**WHAT YOU WILL DO:** Without the pictures, print each of the records below exactly as it appears.

**EXCERPTED RECORDS:**
____

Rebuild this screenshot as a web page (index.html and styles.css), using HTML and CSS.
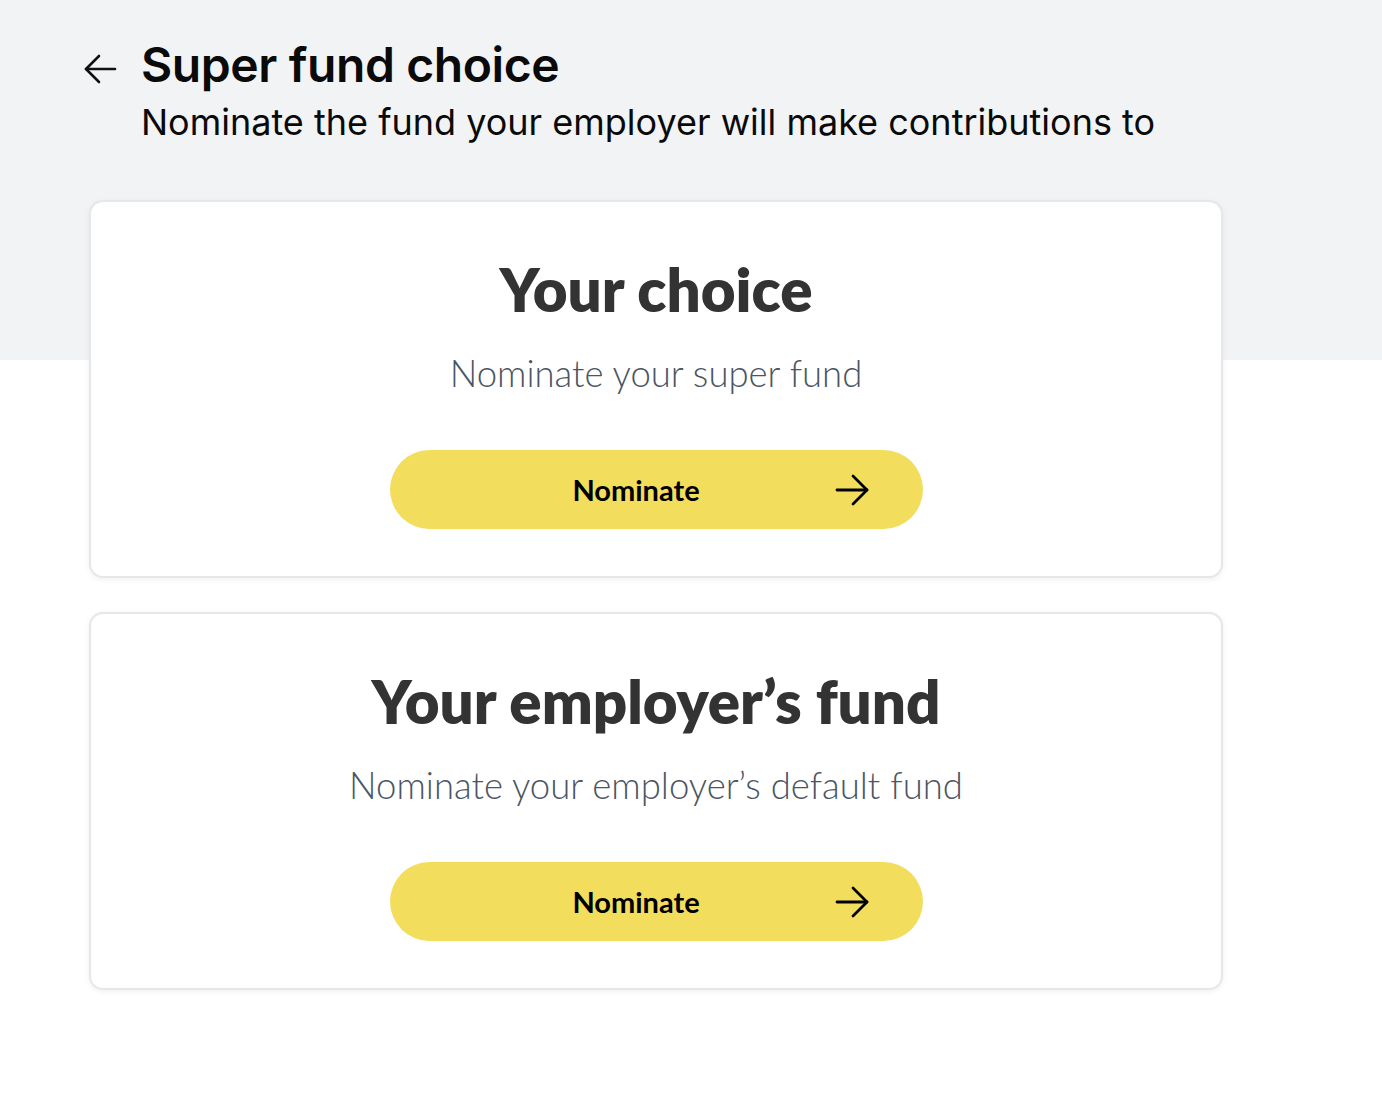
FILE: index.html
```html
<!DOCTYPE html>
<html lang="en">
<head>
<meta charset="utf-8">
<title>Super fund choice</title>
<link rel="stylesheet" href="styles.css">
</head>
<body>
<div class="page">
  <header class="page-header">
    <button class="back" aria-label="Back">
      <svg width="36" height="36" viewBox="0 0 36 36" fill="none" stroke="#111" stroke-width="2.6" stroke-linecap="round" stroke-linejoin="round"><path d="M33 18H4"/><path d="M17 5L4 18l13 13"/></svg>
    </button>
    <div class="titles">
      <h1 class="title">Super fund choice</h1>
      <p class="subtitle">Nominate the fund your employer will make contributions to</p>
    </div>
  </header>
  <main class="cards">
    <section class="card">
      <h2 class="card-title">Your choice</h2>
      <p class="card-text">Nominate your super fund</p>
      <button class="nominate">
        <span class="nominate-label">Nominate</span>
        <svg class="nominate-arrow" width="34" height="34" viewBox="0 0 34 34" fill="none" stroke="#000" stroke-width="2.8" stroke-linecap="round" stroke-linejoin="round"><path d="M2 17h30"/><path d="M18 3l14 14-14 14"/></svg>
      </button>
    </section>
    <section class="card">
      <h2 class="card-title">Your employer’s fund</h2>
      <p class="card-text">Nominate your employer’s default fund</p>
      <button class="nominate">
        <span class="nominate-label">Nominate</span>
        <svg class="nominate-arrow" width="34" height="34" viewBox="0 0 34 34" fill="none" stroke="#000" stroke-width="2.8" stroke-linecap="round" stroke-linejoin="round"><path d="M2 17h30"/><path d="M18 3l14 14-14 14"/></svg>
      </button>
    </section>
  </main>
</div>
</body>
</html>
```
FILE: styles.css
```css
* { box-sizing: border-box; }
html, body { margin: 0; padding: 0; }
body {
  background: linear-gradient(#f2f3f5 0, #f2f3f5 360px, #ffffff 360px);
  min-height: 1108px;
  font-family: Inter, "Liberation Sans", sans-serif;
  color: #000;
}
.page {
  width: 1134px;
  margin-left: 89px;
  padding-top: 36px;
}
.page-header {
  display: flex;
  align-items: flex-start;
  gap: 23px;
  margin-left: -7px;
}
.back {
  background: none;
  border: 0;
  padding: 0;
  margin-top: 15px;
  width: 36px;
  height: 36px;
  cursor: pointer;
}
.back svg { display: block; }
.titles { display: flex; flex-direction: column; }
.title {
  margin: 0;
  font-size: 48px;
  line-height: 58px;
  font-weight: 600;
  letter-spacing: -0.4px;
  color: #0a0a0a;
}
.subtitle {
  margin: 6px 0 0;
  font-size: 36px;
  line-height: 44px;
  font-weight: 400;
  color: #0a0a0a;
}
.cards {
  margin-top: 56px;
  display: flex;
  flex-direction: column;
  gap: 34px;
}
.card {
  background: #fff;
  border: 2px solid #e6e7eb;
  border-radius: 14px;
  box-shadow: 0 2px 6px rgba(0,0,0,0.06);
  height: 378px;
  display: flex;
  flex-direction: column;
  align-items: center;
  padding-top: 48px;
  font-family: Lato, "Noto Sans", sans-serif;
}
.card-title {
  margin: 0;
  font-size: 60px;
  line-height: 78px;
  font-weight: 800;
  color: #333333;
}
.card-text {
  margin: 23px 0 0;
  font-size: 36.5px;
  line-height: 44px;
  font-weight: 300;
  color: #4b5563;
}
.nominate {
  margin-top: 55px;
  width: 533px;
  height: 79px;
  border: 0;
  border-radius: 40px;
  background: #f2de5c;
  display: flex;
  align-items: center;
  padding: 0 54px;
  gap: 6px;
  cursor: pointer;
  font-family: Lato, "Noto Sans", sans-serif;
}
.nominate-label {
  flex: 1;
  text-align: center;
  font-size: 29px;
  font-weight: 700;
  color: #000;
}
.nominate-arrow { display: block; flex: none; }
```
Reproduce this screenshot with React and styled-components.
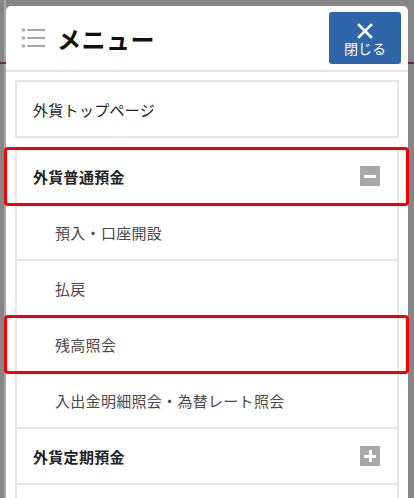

____

**CORRECT ANSWER:**
Rebuild this screenshot as a web page (index.html and styles.css), using HTML and CSS.
FILE: index.html
```html
<!DOCTYPE html>
<html lang="en">
<head>
<meta charset="utf-8">
<title>Super fund choice</title>
<link rel="stylesheet" href="styles.css">
</head>
<body>
<div class="page">
  <header class="page-header">
    <button class="back" aria-label="Back">
      <svg width="36" height="36" viewBox="0 0 36 36" fill="none" stroke="#111" stroke-width="2.6" stroke-linecap="round" stroke-linejoin="round"><path d="M33 18H4"/><path d="M17 5L4 18l13 13"/></svg>
    </button>
    <div class="titles">
      <h1 class="title">Super fund choice</h1>
      <p class="subtitle">Nominate the fund your employer will make contributions to</p>
    </div>
  </header>
  <main class="cards">
    <section class="card">
      <h2 class="card-title">Your choice</h2>
      <p class="card-text">Nominate your super fund</p>
      <button class="nominate">
        <span class="nominate-label">Nominate</span>
        <svg class="nominate-arrow" width="34" height="34" viewBox="0 0 34 34" fill="none" stroke="#000" stroke-width="2.8" stroke-linecap="round" stroke-linejoin="round"><path d="M2 17h30"/><path d="M18 3l14 14-14 14"/></svg>
      </button>
    </section>
    <section class="card">
      <h2 class="card-title">Your employer’s fund</h2>
      <p class="card-text">Nominate your employer’s default fund</p>
      <button class="nominate">
        <span class="nominate-label">Nominate</span>
        <svg class="nominate-arrow" width="34" height="34" viewBox="0 0 34 34" fill="none" stroke="#000" stroke-width="2.8" stroke-linecap="round" stroke-linejoin="round"><path d="M2 17h30"/><path d="M18 3l14 14-14 14"/></svg>
      </button>
    </section>
  </main>
</div>
</body>
</html>
```
FILE: styles.css
```css
* { box-sizing: border-box; }
html, body { margin: 0; padding: 0; }
body {
  background: linear-gradient(#f2f3f5 0, #f2f3f5 360px, #ffffff 360px);
  min-height: 1108px;
  font-family: Inter, "Liberation Sans", sans-serif;
  color: #000;
}
.page {
  width: 1134px;
  margin-left: 89px;
  padding-top: 36px;
}
.page-header {
  display: flex;
  align-items: flex-start;
  gap: 23px;
  margin-left: -7px;
}
.back {
  background: none;
  border: 0;
  padding: 0;
  margin-top: 15px;
  width: 36px;
  height: 36px;
  cursor: pointer;
}
.back svg { display: block; }
.titles { display: flex; flex-direction: column; }
.title {
  margin: 0;
  font-size: 48px;
  line-height: 58px;
  font-weight: 600;
  letter-spacing: -0.4px;
  color: #0a0a0a;
}
.subtitle {
  margin: 6px 0 0;
  font-size: 36px;
  line-height: 44px;
  font-weight: 400;
  color: #0a0a0a;
}
.cards {
  margin-top: 56px;
  display: flex;
  flex-direction: column;
  gap: 34px;
}
.card {
  background: #fff;
  border: 2px solid #e6e7eb;
  border-radius: 14px;
  box-shadow: 0 2px 6px rgba(0,0,0,0.06);
  height: 378px;
  display: flex;
  flex-direction: column;
  align-items: center;
  padding-top: 48px;
  font-family: Lato, "Noto Sans", sans-serif;
}
.card-title {
  margin: 0;
  font-size: 60px;
  line-height: 78px;
  font-weight: 800;
  color: #333333;
}
.card-text {
  margin: 23px 0 0;
  font-size: 36.5px;
  line-height: 44px;
  font-weight: 300;
  color: #4b5563;
}
.nominate {
  margin-top: 55px;
  width: 533px;
  height: 79px;
  border: 0;
  border-radius: 40px;
  background: #f2de5c;
  display: flex;
  align-items: center;
  padding: 0 54px;
  gap: 6px;
  cursor: pointer;
  font-family: Lato, "Noto Sans", sans-serif;
}
.nominate-label {
  flex: 1;
  text-align: center;
  font-size: 29px;
  font-weight: 700;
  color: #000;
}
.nominate-arrow { display: block; flex: none; }
```
Reproduce this screenshot with React and styled-components.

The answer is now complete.